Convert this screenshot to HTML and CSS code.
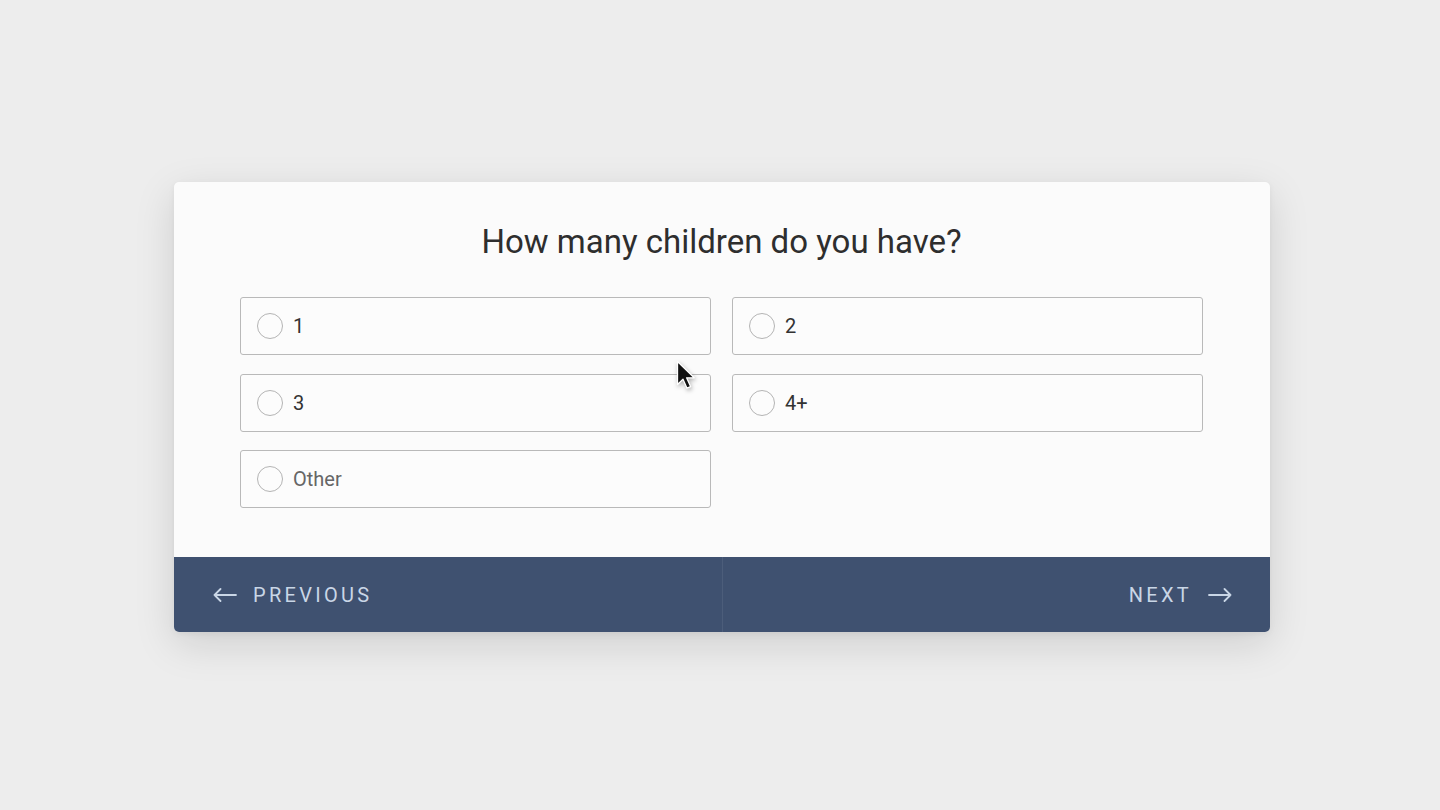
FILE: index.html
```html
<!DOCTYPE html>
<html lang="en">
<head>
  <meta charset="UTF-8">
  <meta name="viewport" content="width=device-width, initial-scale=1.0">
  <title>Survey Question</title>
  <link rel="stylesheet" href="styles.css">
</head>
<body>
  <div class="survey-card">
    <div class="question">
      <h1>How many children do you have?</h1>

      <div class="options">
        <label class="option"><span class="radio"></span><span class="label">1</span></label>
        <label class="option"><span class="radio"></span><span class="label">2</span></label>
        <label class="option"><span class="radio"></span><span class="label">3</span></label>
        <label class="option"><span class="radio"></span><span class="label">4+</span></label>
        <label class="option other"><span class="radio"></span><span class="label">Other</span></label>
      </div>
    </div>

    <div class="nav-bar">
      <button class="nav-btn prev">
        <svg width="24" height="14" viewBox="0 0 24 14" fill="none" stroke="currentColor" stroke-width="1.8" stroke-linecap="round" stroke-linejoin="round">
          <path d="M23 7H1.5M7.5 1L1.5 7l6 6"/>
        </svg>
        PREVIOUS
      </button>
      <button class="nav-btn next">
        NEXT
        <svg width="24" height="14" viewBox="0 0 24 14" fill="none" stroke="currentColor" stroke-width="1.8" stroke-linecap="round" stroke-linejoin="round">
          <path d="M1 7h21.5M16.5 1l6 6-6 6"/>
        </svg>
      </button>
    </div>

    <!-- mouse pointer over the options -->
    <svg class="cursor" width="20" height="30" viewBox="0 0 20 30">
      <path d="M1.5 1.5v23l5.5-5.3 4 9 3.6-1.6-4-8.8h7.6z" fill="#111" stroke="#fff" stroke-width="1.3" stroke-linejoin="round"/>
    </svg>
  </div>
</body>
</html>
```

FILE: styles.css
```css
/* Global Styles */
html {
  background-color: #ededed;
}

body {
  margin: 0;
  min-height: 810px;
  box-sizing: border-box;
  font-family: Roboto, 'Liberation Sans', Arial, sans-serif;
  color: #333;
  padding: 182px 0 0 174px;
}

/* Card */
.survey-card {
  position: relative;
  width: 1096px;
  background-color: #fbfbfb;
  border-radius: 5px;
  box-shadow: 0 12px 40px rgba(0, 0, 0, 0.13), 0 2px 6px rgba(0, 0, 0, 0.05);
  overflow: hidden;
}

.question {
  padding: 41px 67px 49px 66px;
}

h1 {
  margin: 0 0 36px;
  font-size: 33px;
  line-height: 38px;
  font-weight: 400;
  text-align: center;
  color: #2e2e2e;
}

/* Options */
.options {
  display: grid;
  grid-template-columns: 1fr 1fr;
  column-gap: 21px;
  row-gap: 18.5px;
}

.option {
  display: flex;
  align-items: center;
  height: 58px;
  box-sizing: border-box;
  padding-left: 16px;
  border: 1.5px solid #b9b9b9;
  border-radius: 3px;
  background-color: #fcfcfc;
  cursor: pointer;
}

.radio {
  width: 26px;
  height: 26px;
  box-sizing: border-box;
  border: 1.5px solid #b4b4b4;
  border-radius: 50%;
  margin-right: 10px;
  flex-shrink: 0;
}

.label {
  font-size: 20px;
  color: #333;
}

.other .label {
  color: #666;
}

/* Footer navigation */
.nav-bar {
  display: flex;
  height: 75px;
  background-color: #3f5170;
}

.nav-btn {
  flex: 1;
  display: flex;
  align-items: center;
  gap: 16px;
  border: none;
  background: none;
  color: #c9d6e6;
  font-family: Roboto, 'Liberation Sans', Arial, sans-serif;
  font-size: 20px;
  letter-spacing: 3.3px;
  cursor: pointer;
}

.prev {
  padding: 0 0 0 39px;
  border-right: 1px solid rgba(255, 255, 255, 0.07);
}

.next {
  justify-content: flex-end;
  padding: 0 38px 0 0;
}

.cursor {
  position: absolute;
  left: 502px;
  top: 178px;
  filter: drop-shadow(1px 2px 2px rgba(0, 0, 0, 0.3));
}
```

▸ What you need to do: The data above needs to be retyped exactly, with the images left out.

▸ Finished exercise:
Convert this screenshot to HTML and CSS code.
FILE: index.html
```html
<!DOCTYPE html>
<html lang="en">
<head>
  <meta charset="UTF-8">
  <meta name="viewport" content="width=device-width, initial-scale=1.0">
  <title>Survey Question</title>
  <link rel="stylesheet" href="styles.css">
</head>
<body>
  <div class="survey-card">
    <div class="question">
      <h1>How many children do you have?</h1>

      <div class="options">
        <label class="option"><span class="radio"></span><span class="label">1</span></label>
        <label class="option"><span class="radio"></span><span class="label">2</span></label>
        <label class="option"><span class="radio"></span><span class="label">3</span></label>
        <label class="option"><span class="radio"></span><span class="label">4+</span></label>
        <label class="option other"><span class="radio"></span><span class="label">Other</span></label>
      </div>
    </div>

    <div class="nav-bar">
      <button class="nav-btn prev">
        <svg width="24" height="14" viewBox="0 0 24 14" fill="none" stroke="currentColor" stroke-width="1.8" stroke-linecap="round" stroke-linejoin="round">
          <path d="M23 7H1.5M7.5 1L1.5 7l6 6"/>
        </svg>
        PREVIOUS
      </button>
      <button class="nav-btn next">
        NEXT
        <svg width="24" height="14" viewBox="0 0 24 14" fill="none" stroke="currentColor" stroke-width="1.8" stroke-linecap="round" stroke-linejoin="round">
          <path d="M1 7h21.5M16.5 1l6 6-6 6"/>
        </svg>
      </button>
    </div>

    <!-- mouse pointer over the options -->
    <svg class="cursor" width="20" height="30" viewBox="0 0 20 30">
      <path d="M1.5 1.5v23l5.5-5.3 4 9 3.6-1.6-4-8.8h7.6z" fill="#111" stroke="#fff" stroke-width="1.3" stroke-linejoin="round"/>
    </svg>
  </div>
</body>
</html>
```

FILE: styles.css
```css
/* Global Styles */
html {
  background-color: #ededed;
}

body {
  margin: 0;
  min-height: 810px;
  box-sizing: border-box;
  font-family: Roboto, 'Liberation Sans', Arial, sans-serif;
  color: #333;
  padding: 182px 0 0 174px;
}

/* Card */
.survey-card {
  position: relative;
  width: 1096px;
  background-color: #fbfbfb;
  border-radius: 5px;
  box-shadow: 0 12px 40px rgba(0, 0, 0, 0.13), 0 2px 6px rgba(0, 0, 0, 0.05);
  overflow: hidden;
}

.question {
  padding: 41px 67px 49px 66px;
}

h1 {
  margin: 0 0 36px;
  font-size: 33px;
  line-height: 38px;
  font-weight: 400;
  text-align: center;
  color: #2e2e2e;
}

/* Options */
.options {
  display: grid;
  grid-template-columns: 1fr 1fr;
  column-gap: 21px;
  row-gap: 18.5px;
}

.option {
  display: flex;
  align-items: center;
  height: 58px;
  box-sizing: border-box;
  padding-left: 16px;
  border: 1.5px solid #b9b9b9;
  border-radius: 3px;
  background-color: #fcfcfc;
  cursor: pointer;
}

.radio {
  width: 26px;
  height: 26px;
  box-sizing: border-box;
  border: 1.5px solid #b4b4b4;
  border-radius: 50%;
  margin-right: 10px;
  flex-shrink: 0;
}

.label {
  font-size: 20px;
  color: #333;
}

.other .label {
  color: #666;
}

/* Footer navigation */
.nav-bar {
  display: flex;
  height: 75px;
  background-color: #3f5170;
}

.nav-btn {
  flex: 1;
  display: flex;
  align-items: center;
  gap: 16px;
  border: none;
  background: none;
  color: #c9d6e6;
  font-family: Roboto, 'Liberation Sans', Arial, sans-serif;
  font-size: 20px;
  letter-spacing: 3.3px;
  cursor: pointer;
}

.prev {
  padding: 0 0 0 39px;
  border-right: 1px solid rgba(255, 255, 255, 0.07);
}

.next {
  justify-content: flex-end;
  padding: 0 38px 0 0;
}

.cursor {
  position: absolute;
  left: 502px;
  top: 178px;
  filter: drop-shadow(1px 2px 2px rgba(0, 0, 0, 0.3));
}
```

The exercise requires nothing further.